I am 100-percent certain that chefs Lee Gregory (The Roosevelt) and Joe Sparatta (Heritage) and farmer Matt Gottwald don't follow runway fashion, but their new collaborative project Southbound is the culinary embodiment of the #cozygirl movement. It’s going to be unapologetically comfortable, but totally hot nonetheless. I love that this line of thinking is catching on in more pockets of the collective consciousness; it makes us all feel good about wanting what we want, when we want it. That could be the catchphrase for Southbound.
“I love building out a restaurant that encapsulates every experience," Gregory explains. "We’ll have a patio. We’ll have a great big, awesome bar. We’ll have banquette seating. Private dining and event space. We can meet all of those expectations—and without a gigantic menu that tries to do too much.”
The menu ranges between a good ol’ fried seafood sandwich to a beautiful steak tartare from Gottwald’s Beechwood Farms, with Gregory and Sparatta splitting time between their original restaurants and the Southbound kitchen to turn out feast after feast. Craig Perkinson, Heritage’s current sous chef, will move into the spotlight as Southbound’s chef de cuisine.
“I’m most excited about our fresh pasta program,” Sparatta says. “We’re going to be getting a big boat of a pasta machine … I can hardly keep up at Heritage with the smaller one, and that’s for 78 seats, compared to Southbound’s 140. And I’m also excited to have someone to bounce things off of again. When I was up north, we used to talk about food for hours after service, like maniacs. Finding that I could do that with Lee made us get close — Lee and some other folks, like Owen [Lane] at Magpie. It’s so important to do your own reading, your own independent studying, to keep your mind engaged. Lee has that same mentality.”

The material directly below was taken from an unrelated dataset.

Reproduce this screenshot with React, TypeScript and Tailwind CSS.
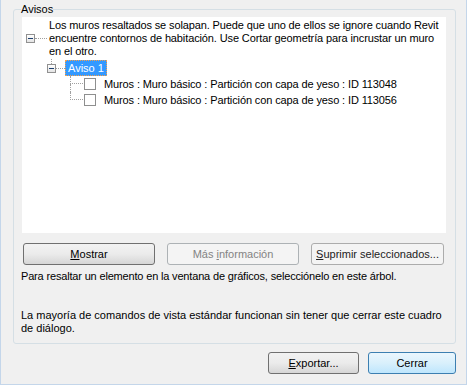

“That’s what gives you the longevity that a chef like Dale [Reitzer, of Acacia] has,” Gregory adds. “As you near 40 and get into your second restaurant, you start thinking, ‘I want what he has.’ I want the guys who’ve worked for me to go on and do cool things of their own, like chefs who worked at Acacia have done. It’s great to see them develop; you know you’ve really left something behind.”
Considering the accolades that The Roosevelt and Heritage have accrued, it’s certain that those who’ve worked under Gregory and Sparatta's tutelage will do just that. That’s what makes the Southbound concept so refreshing. These chefs could absolutely go for the hard-won, experimental critics’ pick, and it would be a brilliant success. Instead, they’re offering something for every palate, giving rewarding dining experiences to the biggest slice of Richmond possible; a place where, as Gregory says, “your kid can get a grilled cheese while you’re having charcuterie and oysters.”
Southbound is slated to open by mid-November in Bon Air’s Stony Point Shopping Center.